Segmenting market performance at a Western European level, many major countries experienced overall shipment declines accompanied by significant increases in average selling prices. As Western Europe's largest market during the quarter, Germany experienced a 14.0% decline in shipments with a 23.2% increase in revenues. The U.K. saw an 8.7% shipment decline and a 29.9% revenue increase, which helped propel overall Western European revenues over the second quarter. U.K. growth was driven by revenue increases for all top 3 vendors, particularly in standard rack optimized and blade performance. Ireland saw a significant revenue boost from a large hyperscale deal, which drove Standard Multi Node revenues to $28.5 million. Spain was the only Western European country to see a revenue decline over the year, due to a major multinode deal in 2Q17 that significantly impacted the country's total spend.

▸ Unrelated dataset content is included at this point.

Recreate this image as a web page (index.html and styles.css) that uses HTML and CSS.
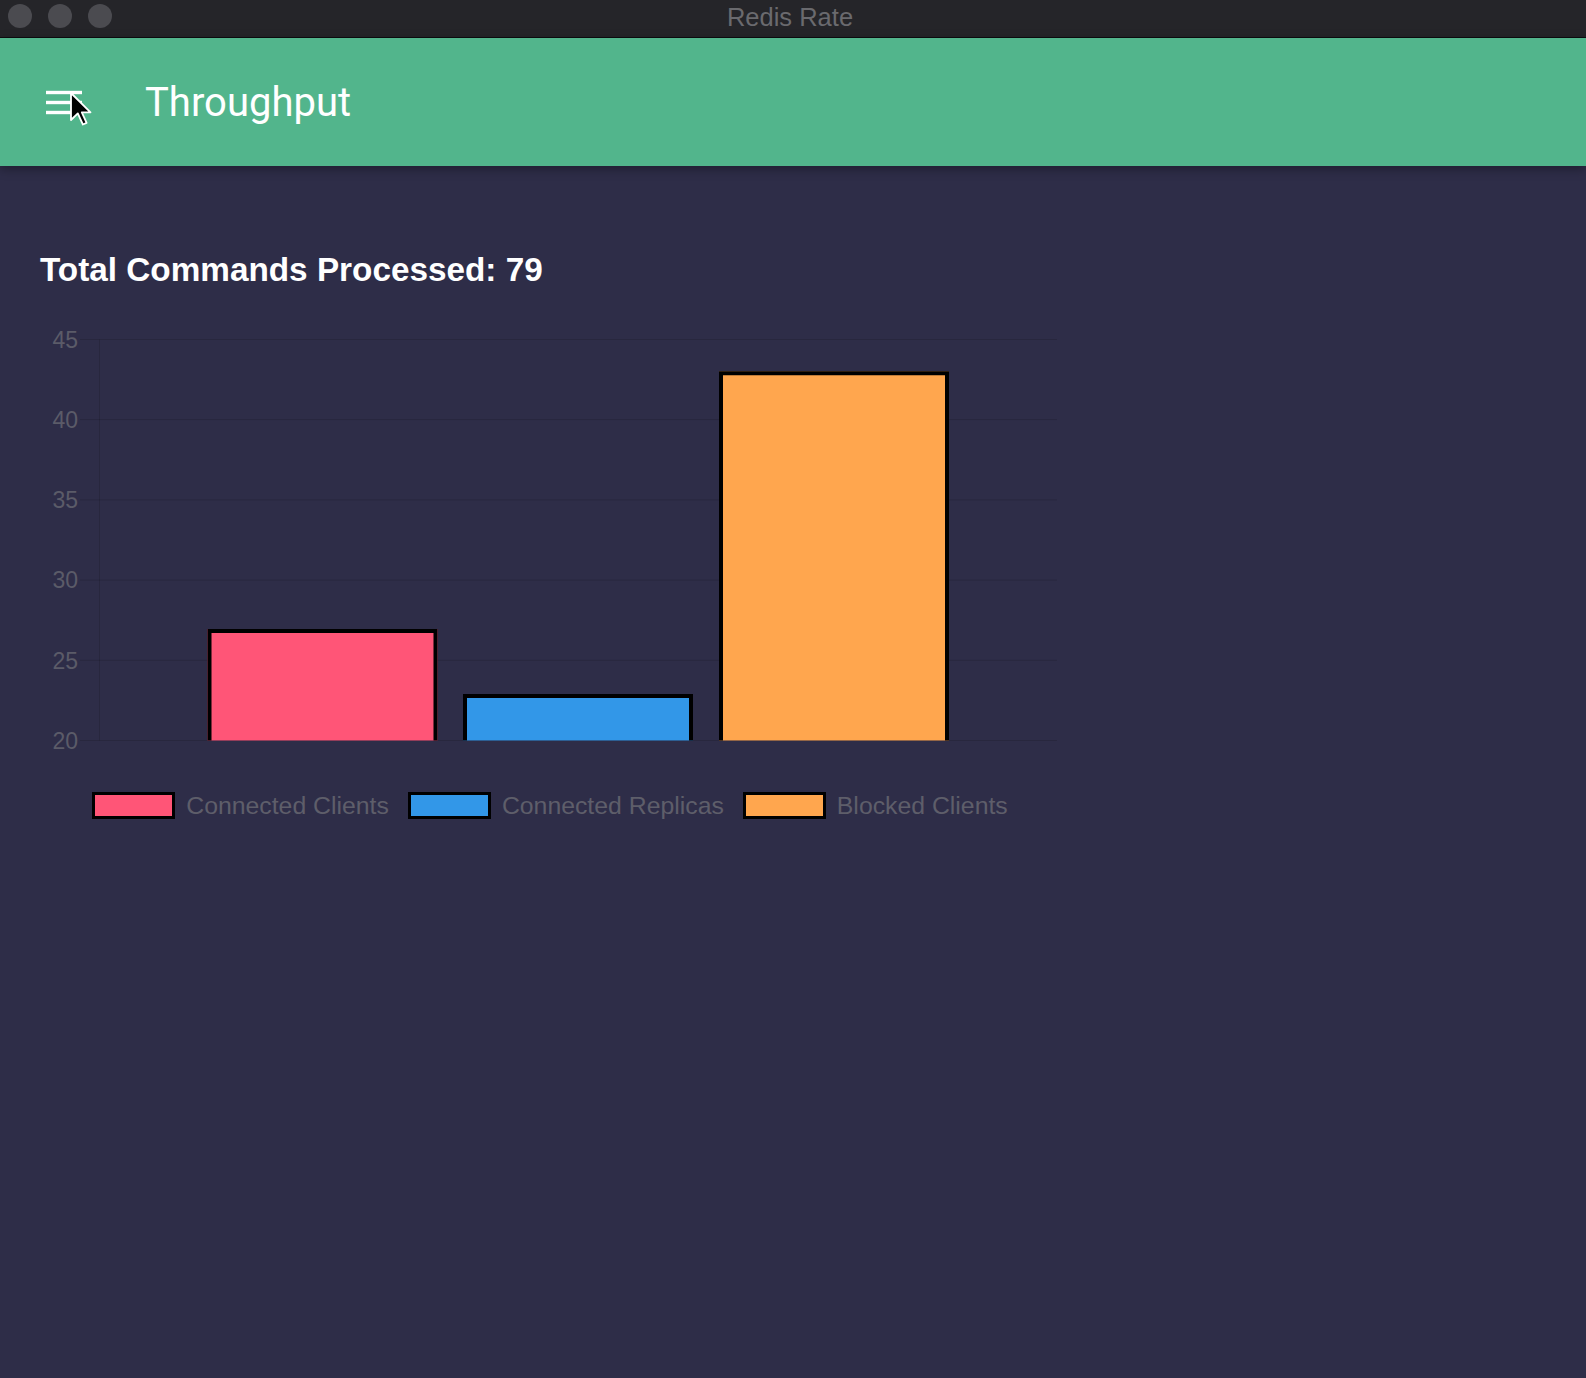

"Central and Eastern Europe, the Middle East, and Africa server revenue increased by 23.3% year over year to $790.1 million in the second quarter of 2018," said Jiri Helebrand, research manager, IDC CEMA. "Strong server sales were primarily the result of undergoing refresh cycles and ODM server shipments. The Central and Eastern Europe subregion grew 33.7% year over year with revenue of $413.7 million. Romania, Poland, and Czech Republic recorded the strongest growth, supported by a solid economic situation in the region and interest in investing to update datacenter infrastructure. The Middle East and Africa subregion grew 13.6% year over year to $376.5 million in 2Q18, somewhat slower compared with WE and CEE, partly due to seasonality and challenges due to weakening local currencies. Qatar was the top performer, benefitting from a large public deal. South Africa and Egypt also recorded solid growth driven by investments in new IT infrastructure to support next-generation applications."

Taxonomy Changes

Modular server category: Server form factors have been amended to include the new "modular" category that encompasses today's blade servers and density-optimized servers (which are being renamed multinode servers). As the differentiation between these two types of servers continues to become blurred, IDC is moving forward with the "modular server" category as it better reflects the directions in which vendors and the entire market are moving when it comes to server design.

Multinode (density-optimized) servers: Modular platforms that do not meet IDC's definition of a blade are classified as multinode. This was formerly called density optimized in IDC's server research and server-related tracker products.